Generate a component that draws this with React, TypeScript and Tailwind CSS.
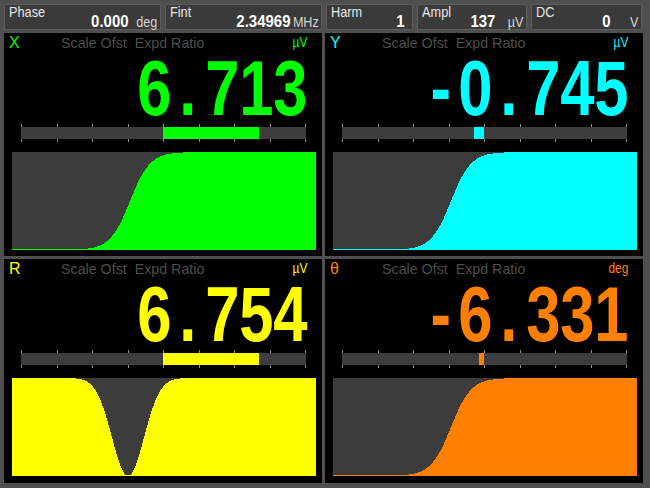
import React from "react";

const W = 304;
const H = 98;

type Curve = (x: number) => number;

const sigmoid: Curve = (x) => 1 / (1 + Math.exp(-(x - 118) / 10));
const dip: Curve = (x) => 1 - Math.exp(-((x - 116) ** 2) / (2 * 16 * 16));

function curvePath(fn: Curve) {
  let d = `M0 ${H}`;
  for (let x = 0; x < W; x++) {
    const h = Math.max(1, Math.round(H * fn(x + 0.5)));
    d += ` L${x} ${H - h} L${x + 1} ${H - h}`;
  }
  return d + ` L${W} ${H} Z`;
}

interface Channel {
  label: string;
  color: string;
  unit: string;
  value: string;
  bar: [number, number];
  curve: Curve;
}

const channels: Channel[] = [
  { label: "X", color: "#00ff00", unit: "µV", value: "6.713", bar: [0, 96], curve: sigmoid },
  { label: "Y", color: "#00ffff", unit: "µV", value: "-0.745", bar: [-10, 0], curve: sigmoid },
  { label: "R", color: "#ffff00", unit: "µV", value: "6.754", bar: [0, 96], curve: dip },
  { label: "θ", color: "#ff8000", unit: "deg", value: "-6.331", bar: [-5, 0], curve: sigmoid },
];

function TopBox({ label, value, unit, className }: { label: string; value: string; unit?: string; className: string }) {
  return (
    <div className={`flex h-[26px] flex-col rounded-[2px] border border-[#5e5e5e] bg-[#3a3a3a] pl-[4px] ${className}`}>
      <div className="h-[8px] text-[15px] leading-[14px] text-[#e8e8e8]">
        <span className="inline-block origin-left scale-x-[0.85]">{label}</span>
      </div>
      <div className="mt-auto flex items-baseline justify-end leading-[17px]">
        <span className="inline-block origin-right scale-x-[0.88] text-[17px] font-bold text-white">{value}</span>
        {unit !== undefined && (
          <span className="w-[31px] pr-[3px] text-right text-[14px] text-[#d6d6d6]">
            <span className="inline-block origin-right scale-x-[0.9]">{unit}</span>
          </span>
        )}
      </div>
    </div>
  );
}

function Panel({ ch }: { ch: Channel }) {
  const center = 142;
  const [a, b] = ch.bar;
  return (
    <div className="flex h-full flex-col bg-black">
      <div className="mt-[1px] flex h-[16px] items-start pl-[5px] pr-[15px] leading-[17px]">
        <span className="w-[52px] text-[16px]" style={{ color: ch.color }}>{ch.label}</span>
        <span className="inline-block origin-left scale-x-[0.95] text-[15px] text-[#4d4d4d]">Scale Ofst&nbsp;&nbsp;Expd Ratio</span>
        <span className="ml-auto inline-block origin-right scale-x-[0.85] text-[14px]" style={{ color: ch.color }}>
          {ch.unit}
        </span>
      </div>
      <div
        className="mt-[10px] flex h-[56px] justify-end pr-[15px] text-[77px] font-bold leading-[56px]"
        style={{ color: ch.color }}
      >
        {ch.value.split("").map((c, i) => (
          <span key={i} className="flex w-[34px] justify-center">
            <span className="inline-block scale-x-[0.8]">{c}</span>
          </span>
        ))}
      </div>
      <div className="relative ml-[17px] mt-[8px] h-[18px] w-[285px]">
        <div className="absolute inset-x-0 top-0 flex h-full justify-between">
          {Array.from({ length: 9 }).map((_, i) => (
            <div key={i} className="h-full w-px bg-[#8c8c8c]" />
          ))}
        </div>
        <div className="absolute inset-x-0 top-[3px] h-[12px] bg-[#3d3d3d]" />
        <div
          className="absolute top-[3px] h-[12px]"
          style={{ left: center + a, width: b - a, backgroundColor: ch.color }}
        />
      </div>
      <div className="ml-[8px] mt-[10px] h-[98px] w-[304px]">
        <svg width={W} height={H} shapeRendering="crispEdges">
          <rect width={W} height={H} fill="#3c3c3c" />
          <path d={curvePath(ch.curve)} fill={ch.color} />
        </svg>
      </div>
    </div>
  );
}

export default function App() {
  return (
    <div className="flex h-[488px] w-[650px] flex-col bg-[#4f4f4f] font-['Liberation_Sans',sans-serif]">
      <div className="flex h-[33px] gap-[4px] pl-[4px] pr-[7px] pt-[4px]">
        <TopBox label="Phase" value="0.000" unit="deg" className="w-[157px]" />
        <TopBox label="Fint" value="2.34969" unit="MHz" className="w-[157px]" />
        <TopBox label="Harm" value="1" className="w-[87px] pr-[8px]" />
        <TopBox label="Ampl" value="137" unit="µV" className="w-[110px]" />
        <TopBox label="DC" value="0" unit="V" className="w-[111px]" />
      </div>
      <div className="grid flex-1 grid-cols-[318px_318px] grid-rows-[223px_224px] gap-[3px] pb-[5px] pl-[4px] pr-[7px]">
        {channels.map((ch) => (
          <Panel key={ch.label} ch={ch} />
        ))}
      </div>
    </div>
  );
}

□ □ □ □ □ □ □

Retype the data above exactly; pictures are not part of the copy.

THE RESULT.
Generate a component that draws this with React, TypeScript and Tailwind CSS.
import React from "react";

const W = 304;
const H = 98;

type Curve = (x: number) => number;

const sigmoid: Curve = (x) => 1 / (1 + Math.exp(-(x - 118) / 10));
const dip: Curve = (x) => 1 - Math.exp(-((x - 116) ** 2) / (2 * 16 * 16));

function curvePath(fn: Curve) {
  let d = `M0 ${H}`;
  for (let x = 0; x < W; x++) {
    const h = Math.max(1, Math.round(H * fn(x + 0.5)));
    d += ` L${x} ${H - h} L${x + 1} ${H - h}`;
  }
  return d + ` L${W} ${H} Z`;
}

interface Channel {
  label: string;
  color: string;
  unit: string;
  value: string;
  bar: [number, number];
  curve: Curve;
}

const channels: Channel[] = [
  { label: "X", color: "#00ff00", unit: "µV", value: "6.713", bar: [0, 96], curve: sigmoid },
  { label: "Y", color: "#00ffff", unit: "µV", value: "-0.745", bar: [-10, 0], curve: sigmoid },
  { label: "R", color: "#ffff00", unit: "µV", value: "6.754", bar: [0, 96], curve: dip },
  { label: "θ", color: "#ff8000", unit: "deg", value: "-6.331", bar: [-5, 0], curve: sigmoid },
];

function TopBox({ label, value, unit, className }: { label: string; value: string; unit?: string; className: string }) {
  return (
    <div className={`flex h-[26px] flex-col rounded-[2px] border border-[#5e5e5e] bg-[#3a3a3a] pl-[4px] ${className}`}>
      <div className="h-[8px] text-[15px] leading-[14px] text-[#e8e8e8]">
        <span className="inline-block origin-left scale-x-[0.85]">{label}</span>
      </div>
      <div className="mt-auto flex items-baseline justify-end leading-[17px]">
        <span className="inline-block origin-right scale-x-[0.88] text-[17px] font-bold text-white">{value}</span>
        {unit !== undefined && (
          <span className="w-[31px] pr-[3px] text-right text-[14px] text-[#d6d6d6]">
            <span className="inline-block origin-right scale-x-[0.9]">{unit}</span>
          </span>
        )}
      </div>
    </div>
  );
}

function Panel({ ch }: { ch: Channel }) {
  const center = 142;
  const [a, b] = ch.bar;
  return (
    <div className="flex h-full flex-col bg-black">
      <div className="mt-[1px] flex h-[16px] items-start pl-[5px] pr-[15px] leading-[17px]">
        <span className="w-[52px] text-[16px]" style={{ color: ch.color }}>{ch.label}</span>
        <span className="inline-block origin-left scale-x-[0.95] text-[15px] text-[#4d4d4d]">Scale Ofst&nbsp;&nbsp;Expd Ratio</span>
        <span className="ml-auto inline-block origin-right scale-x-[0.85] text-[14px]" style={{ color: ch.color }}>
          {ch.unit}
        </span>
      </div>
      <div
        className="mt-[10px] flex h-[56px] justify-end pr-[15px] text-[77px] font-bold leading-[56px]"
        style={{ color: ch.color }}
      >
        {ch.value.split("").map((c, i) => (
          <span key={i} className="flex w-[34px] justify-center">
            <span className="inline-block scale-x-[0.8]">{c}</span>
          </span>
        ))}
      </div>
      <div className="relative ml-[17px] mt-[8px] h-[18px] w-[285px]">
        <div className="absolute inset-x-0 top-0 flex h-full justify-between">
          {Array.from({ length: 9 }).map((_, i) => (
            <div key={i} className="h-full w-px bg-[#8c8c8c]" />
          ))}
        </div>
        <div className="absolute inset-x-0 top-[3px] h-[12px] bg-[#3d3d3d]" />
        <div
          className="absolute top-[3px] h-[12px]"
          style={{ left: center + a, width: b - a, backgroundColor: ch.color }}
        />
      </div>
      <div className="ml-[8px] mt-[10px] h-[98px] w-[304px]">
        <svg width={W} height={H} shapeRendering="crispEdges">
          <rect width={W} height={H} fill="#3c3c3c" />
          <path d={curvePath(ch.curve)} fill={ch.color} />
        </svg>
      </div>
    </div>
  );
}

export default function App() {
  return (
    <div className="flex h-[488px] w-[650px] flex-col bg-[#4f4f4f] font-['Liberation_Sans',sans-serif]">
      <div className="flex h-[33px] gap-[4px] pl-[4px] pr-[7px] pt-[4px]">
        <TopBox label="Phase" value="0.000" unit="deg" className="w-[157px]" />
        <TopBox label="Fint" value="2.34969" unit="MHz" className="w-[157px]" />
        <TopBox label="Harm" value="1" className="w-[87px] pr-[8px]" />
        <TopBox label="Ampl" value="137" unit="µV" className="w-[110px]" />
        <TopBox label="DC" value="0" unit="V" className="w-[111px]" />
      </div>
      <div className="grid flex-1 grid-cols-[318px_318px] grid-rows-[223px_224px] gap-[3px] pb-[5px] pl-[4px] pr-[7px]">
        {channels.map((ch) => (
          <Panel key={ch.label} ch={ch} />
        ))}
      </div>
    </div>
  );
}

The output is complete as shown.